What are the most common fencing mistakes with young animals?

Short Answer

The most common fencing mistakes with young animals include using spacing designed for adults, relying on temporary or electric fencing too early, ignoring ground-level gaps, and underestimating repeated pressure. These mistakes don’t fail once—they teach animals how to escape, creating long-term containment problems.

Why This Question Matters

Most fencing failures with young animals are not caused by poor materials, but by early design assumptions. New livestock owners often build fences that “should work,” only to watch animals slip through, crawl under, or repeatedly challenge weak spots. These issues are easy to dismiss at first, especially when animals are small or supervised. The problem is that young animals learn fast. Every successful escape reinforces the behavior and increases fence pressure over time. This question usually gets asked after frustration sets in—when fencing has become a daily problem instead of a background system.

Key Factors to Consider

  • Fence spacing based on smallest body dimensions
  • Fence behavior under repeated pressure
  • Ground contact and bottom-edge security
  • Animal learning speed and habit formation
  • Consequences of early fence failure

Detailed Explanation

The most damaging fencing mistakes with young animals share one trait: they allow early success. When animals succeed in slipping through, climbing over, or pushing under a fence, they don’t stop testing—they escalate.

One common mistake is choosing spacing and height based on adult animals. Young livestock are narrower, more flexible, and far more curious. Openings that appear safe quickly become entry points.
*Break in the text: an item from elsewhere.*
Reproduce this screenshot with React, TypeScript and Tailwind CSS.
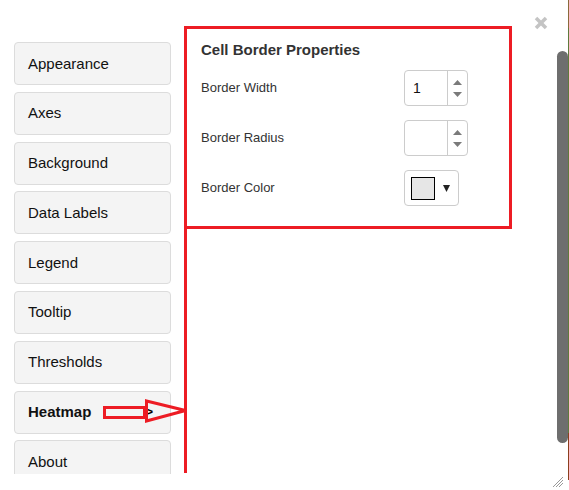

Once animals discover a usable gap, they return to it repeatedly, widening the opening and increasing damage.

Another mistake is relying on temporary or electric fencing before animals are ready. These systems depend on learning and consistency. Young animals lack both. When a fence moves, sags, or fails to deliver a clear deterrent, animals interpret that as permission. The fence loses credibility fast.

Ground-level gaps are also underestimated. Many escapes happen under fences, not through the middle. Uneven terrain, erosion, or poorly secured bottoms create low-effort escape routes that young animals exploit first.
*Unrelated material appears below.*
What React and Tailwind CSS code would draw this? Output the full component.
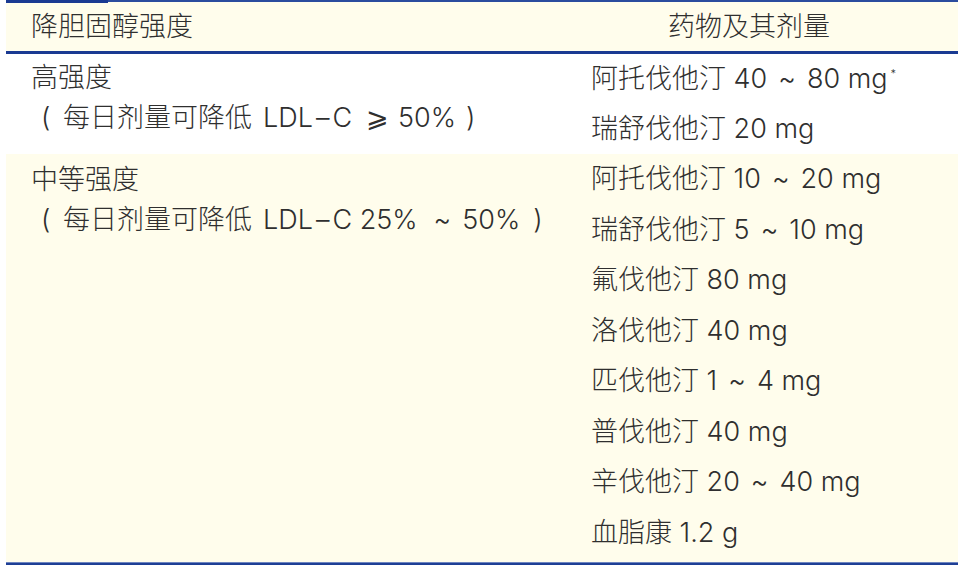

Finally, many operators underestimate repetition. Fence pressure is rarely random. Young animals test the same spot over and over, often following each other. A fence that survives occasional contact may fail under repeated, localized stress. Good fencing design prevents early success entirely, stopping the learning process before it starts.

Common Failure Patterns

How Early Fence Failures Become Long-Term Problems

Young animals form habits quickly. When a fence fails early—even briefly—it changes how animals interact with boundaries permanently. A fence that was once ignored becomes a target.

This is why early mistakes are so costly. Animals don’t “grow out” of escape behavior; they refine it. Once a path is learned, animals will seek it out even after repairs are made.

Effective fencing during early stages is less about strength and more about consistency. Preventing the first success is far easier than undoing learned behavior later.

Progressive fence failure from repeated pressure

Why Young Animals Expose Fence Weaknesses Faster

Young animals apply pressure differently than adults. They crawl, lean, climb, and follow each other into the same spots. This concentrates stress and reveals weak points quickly.

Adult animals may avoid fences entirely. Young animals engage with them. That difference explains why fencing that works “fine” for adults often fails within weeks when young stock are introduced.

Designing fences that tolerate mistakes—not punish them—is key during this stage.

When This Works Well

  • Reviewing or rebuilding fences before introducing young animals
  • Identifying weak points early in existing fence systems
  • Preventing repeat escape behavior before habits form
  • Planning long-term fencing upgrades

When This Is Not Recommended

  • Situations requiring quick, temporary containment
  • Short-term supervised holding areas
  • Systems where fencing will be replaced immediately
  • Low-risk interior fencing within secure perimeters

Alternatives or Better Options

Upgrading spacing and securing fence bottoms often solves multiple problems at once without rebuilding entire fence lines.

Hybrid systems—solid physical fencing with limited electric reinforcement—reduce pressure while maintaining reliability.

For existing fences, reinforcing known pressure points can be more effective than full replacement.

Cost, Safety, and Practical Notes

Most fencing mistakes cost more to fix than to prevent. Escapes lead to repairs, increased labor, animal stress, and higher predator risk.

From a safety standpoint, partial failures are the most dangerous. Animals are more likely to be injured when fences almost work.

Practically, fencing for young animals should assume mistakes will happen. The system—not supervision—should absorb them. When fences do that well, daily management becomes dramatically easier.

Quick Takeaway

The biggest fencing mistakes with young animals aren’t dramatic—they’re small, early, and repeated.